Я безмятежно ушёл спать, а через пару лет, уже в эмиграции, эту поэму встретил в «Огоньке», как бы по-мужски сдержанно названную «Мама и нейтронная бомба». Хотя саму поэму я припоминал более чем расплывчато, но точно запомнил всю тогдашнюю мимику Рейна. И был как-то уверен, что она подтверждала поэтическую незаурядность вещи.
Но сейчас, в Париже, я прочёл некое кочковатое изложение, с нехитрой моралью, ветошь и хлам с точки зрения поэзии, как показалось. Принёс «Огонёк» Некрасову… Вика уткнулся в поэму и через пару минут поднял голову, вздохнул. Нет, это выше моих сил, сказал печально, что с Женькой творится, не понимаю…

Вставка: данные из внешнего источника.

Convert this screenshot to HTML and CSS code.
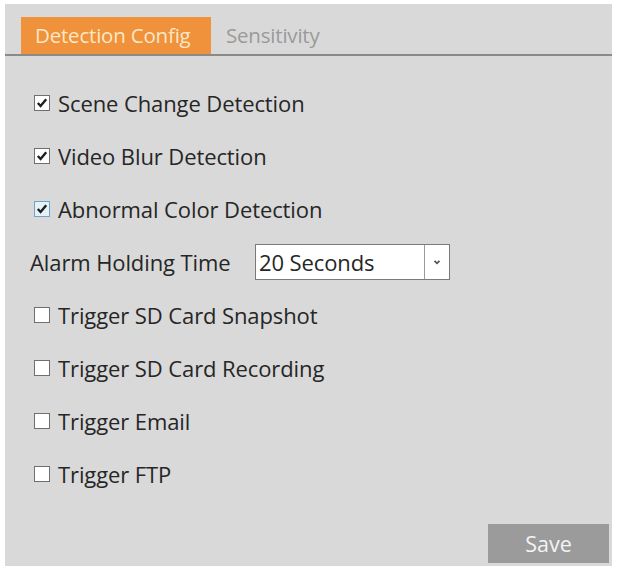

Надо ли упоминать, что практически никто из некрасовских знакомых в Москве меня всерьёз не воспринимал, как, кстати, вначале и в Киеве, сразу после переезда туда мамы. Опять Вика чёрт-те кого таскает за собой, судачили москвичи. Теперь вот этого Витьку где-то откопал, носится с ним, как дурень со ступой. Но тогда в Переделкино привечали меня совершенно искренне, особенно Галя Евтушенко всё старалась сделать мне приятное. И ещё Александр Межиров, поэт с деликатными манерами и тонкой улыбкой. Милейший в обращении, Саша по-соседски приходил и просто так сидел целыми днями – то читал книгу, то разговаривал с Галей, явно не молчальницей. Саша, наверное, был неравнодушен к ней, да и Галя, можно сказать, была внимательна к нему. А вот с Женей они переругивались всё светлое время суток и, думается, ночью тоже.